「ご自由にお持ち下さい。」
この日本語を見て、どういう場面に出てくるのか想像できるよね。例えばお持ち帰りの店で、割り箸を「勝手に取って、持って帰ってもいいよ」的な言葉として。
しかし僕はこの日本語を見て思った。単語1つ1つの意味から考えると成り立たない。だってこうなるもん↓
【自由】
【自分の意のままに振る舞うことができること。
【持つ 】
【手の中に握る。
【下さい 】
【相手に物や何かを請求する意を表す。
「自由にお持ち下さい」ってことはつまり、自分の好きなように握ればいいということか。
ほぉ。どういう握り方すればいいのかな。
よく分からないけど、とにかく店の人が、僕にその割り箸を自由な握り方をして欲しいようだ。だって『自由「に」お持ち』だから「自由」というのは握り方につく副詞、つまり握り方の特徴のはずだ。
。。。
困るね。マジで困るね、単語の意味を調べてしまうと。文法をまで考えてしまうと。
皆さんにとって「ご自由にお持ち下さい」は身近な日本語で困ることはないだろうけど、客観的に見ると「ご自由にお持ち下さい」って本当に、本当に変なフレーズだ。
少なくとも日本語を習おうとしてる外国人からすると、受け取り方に困るのは間違いない。
本当は困る必要なんかないのにね。「ご自由にお持ち下さい」を初めて見た人でも、書いてる場所で意味が分かるはずだから。
お持ち帰りの店の、レジ横の割り箸に書いてる。自分だとここになにを書くかな?そう考えればいい。謎が一瞬で解ける。
ここが今日のポイント。Point Lesson 20でも話した「常識で捉える」ってやつだ。
そして改めて、単語は切り抜き禁止。状況から切り抜かない。フレーズから切り抜かない。「自由」「もつ」そして「下さい」が分かればどうにかなるものじゃない。
皆さんも、これを頭のどこかでちゃんと分かってるはずだ。
だって『「微妙」ってどういう意味?』と外国人に聞かれても、そのまま答えられる?
どこで聞いた?なんの話だった?前後はどうなってた?
例えば友達と会話してる時の「彼女にプレゼントを渡したら微妙な顔された」だと「喜んでくれなかった」がその意味。

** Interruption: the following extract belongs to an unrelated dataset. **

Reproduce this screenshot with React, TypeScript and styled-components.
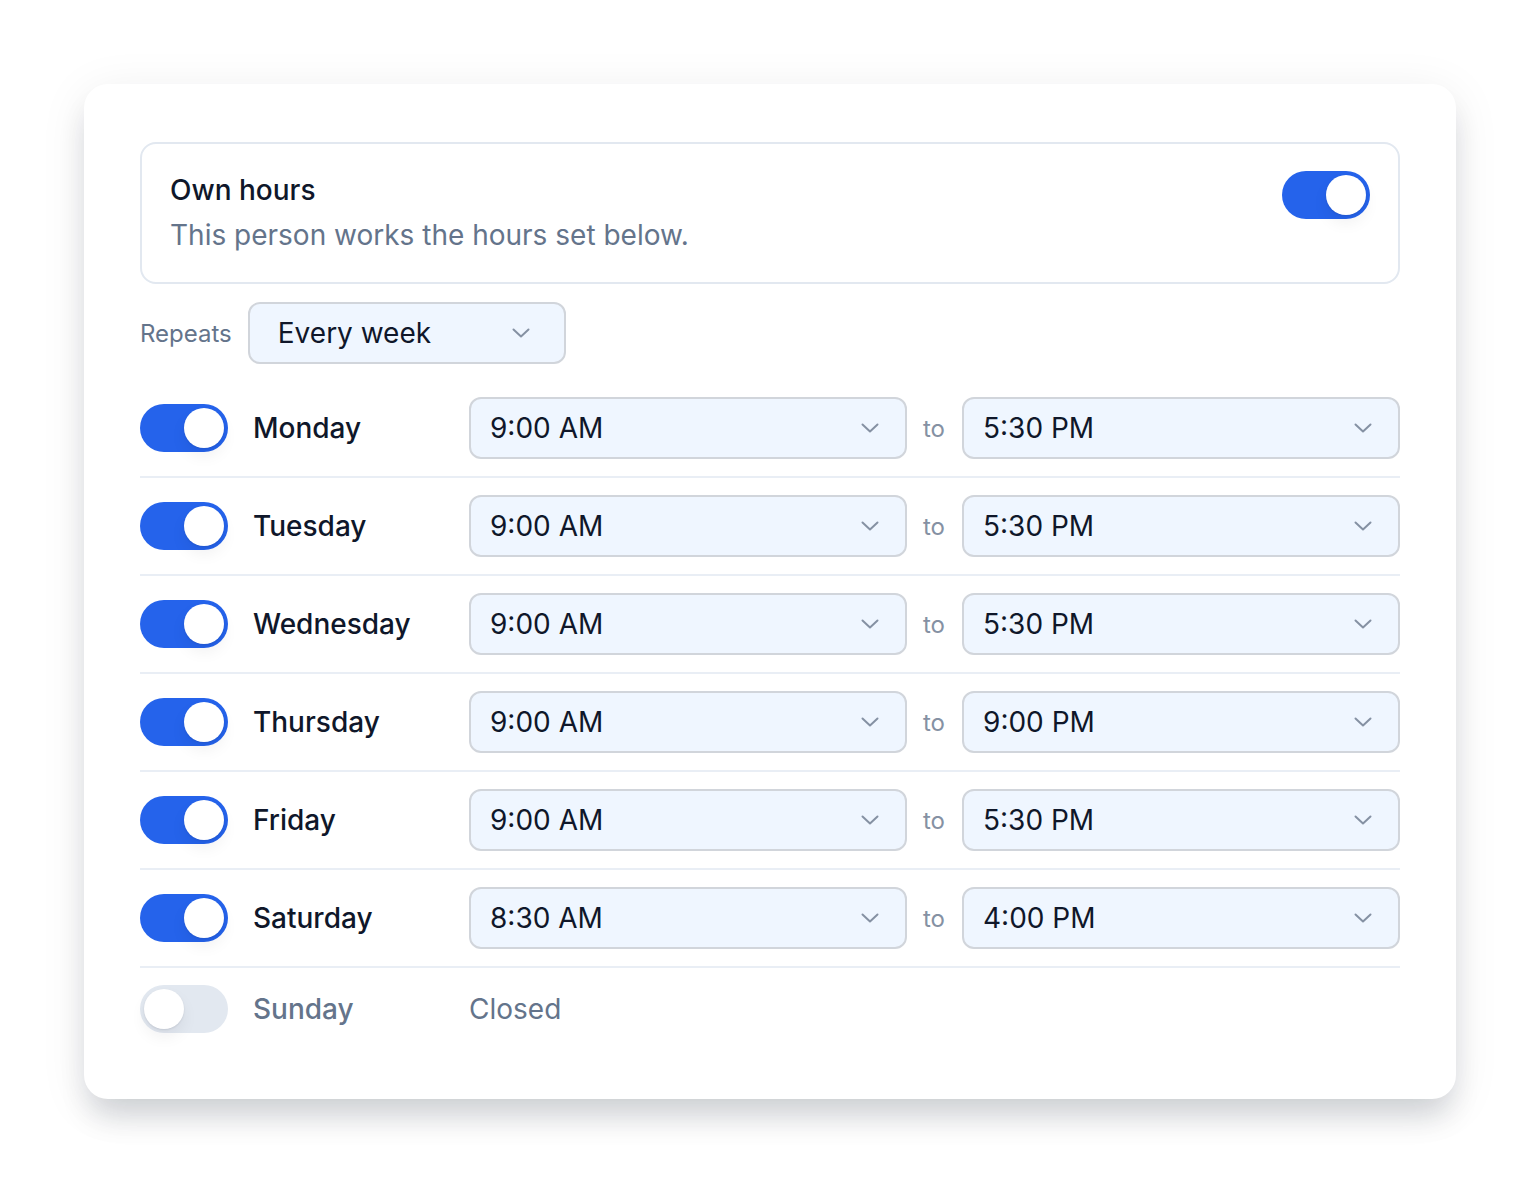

例えば最近買ったフィギュアを友達に見せてる時の「あれ?目が微妙にずれてない?」だと「あれ?目がちょっとずれてない?」がその意味。
こういった情報があって初めて受け取り方が分かるのが、日本語も英語も一緒だ。
逆にこういった情報がないと、いくら単語の意味を分かってても受け取り方に困ることが多い。
だから単語の意味を考える前に、「どこで?なんの話?前後は?」を先に考えて、常識の範囲で全体の意味を考えようね。意外と調べなくても分かるものが多いかも知れないよ!